2° - Não ser um hipócrita. Parar de comer carne e tudo que venha de animais. Não comprar nada que venha de grandes corporações e multinacionais. Não utilizar meios de transporte poluentes. Não precisar de instituições públicas para nada. Ser anarquista em um nível pessoal e responsável.

3° - Limpar meu quarto. Cheiro desagradável, insetos mortos pelo chão, poeira entre os teclados. Violão e guitarras também precisam de atenção. Trocar roupa de cama e colar mais pôsteres nas paredes. Paredes brancas são paredes mortas.

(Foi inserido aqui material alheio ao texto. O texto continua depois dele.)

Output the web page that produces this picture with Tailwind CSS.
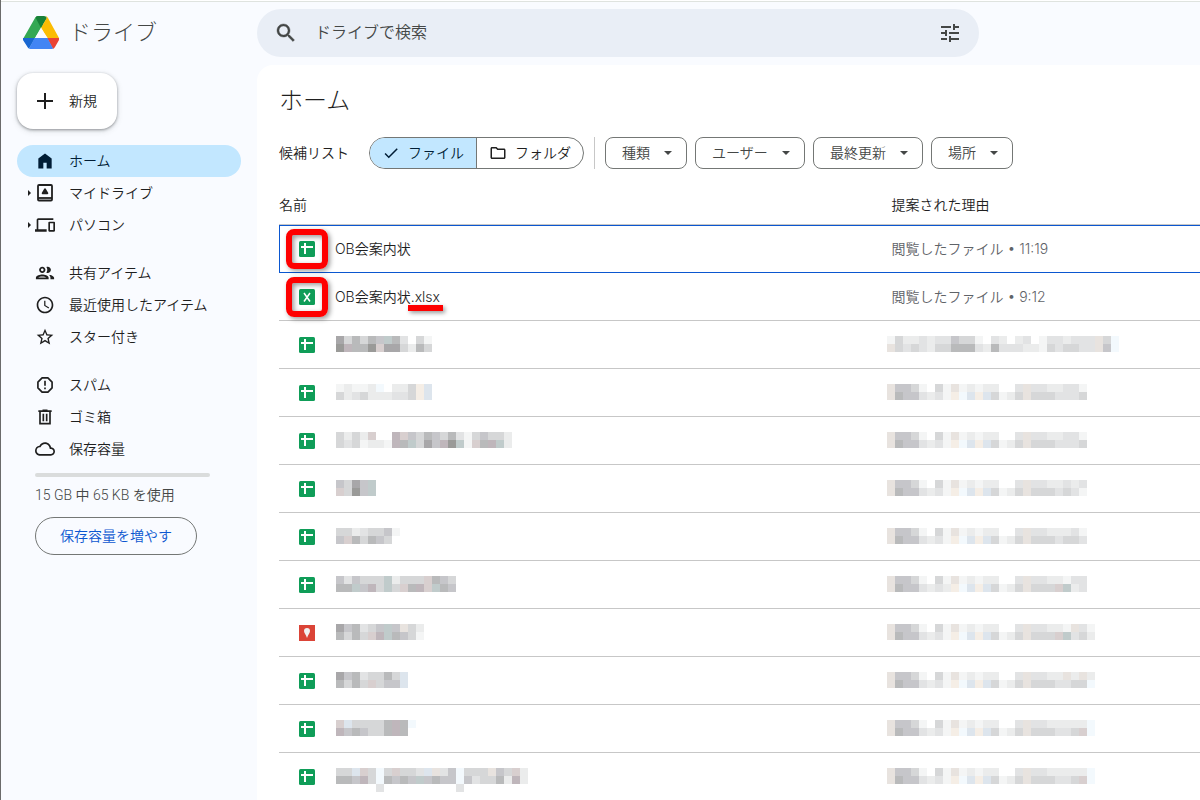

4° - Não jogar a responsabilidade pela minha felicidade em outras pessoas. Não esperar por um messias, por um amor perfeito, por um anjo salvador. Buscar a paz mental através da auto-compreensão e não pelo êxtase efêmero. O gozo é o nirvana dos tolos.

5° - Aprender a tocar violoncelo.

6° - Ser emocionalmente estável para evitar o risco de uma vida pouco prática, obsessões psicóticas e pensamentos suicidas. O padrão ansiedade – depressão – ansiedade - euforia é desgastante demais. Adolescência já arruinada, evitar que isso se repita no futuro.

7° - Ter um gato chamado Lúcifer. A cor do pêlo não é importante.

8° - Contribuir socialmente de uma forma positiva para a raça humana. Não sei como. Talvez escrevendo um livro, uma matéria, pixando uma mensagem em um muro. Morrer sem ter a vergonha de ter sido um branco de classe média que não fez nada por ninguém, viveu uma vida mesquinha e ensinou aos seus filhos valores obscenos como a ganância, a ostentação e a indiferença. Foda-se a lei do mais forte. Se a selvageria é a solução, ao menos dissolvam a constituição e liberem a chacina de qualquer hipocrisia.

9° - Escrever um poema de amor que não seja brega, mentiroso ou que cause ânsia de vômitos, e efetivamente mostrá-lo para a pessoa que o inspirou, ao invés de guardá-lo na gaveta.

10° - Ter uma casa no campo após a velhice. Ela deverá ter um grande pomar, um jardim para os meus netos brincarem, uma mangueira com um balanço (mangueiras são arvores grandes e fortes, boas para um balanço), dois ou três cachorros, uma varanda onde meus gatos possam dormir e eu possa passar as tardes tocando violão, bebendo cachaça e fumando haxixe.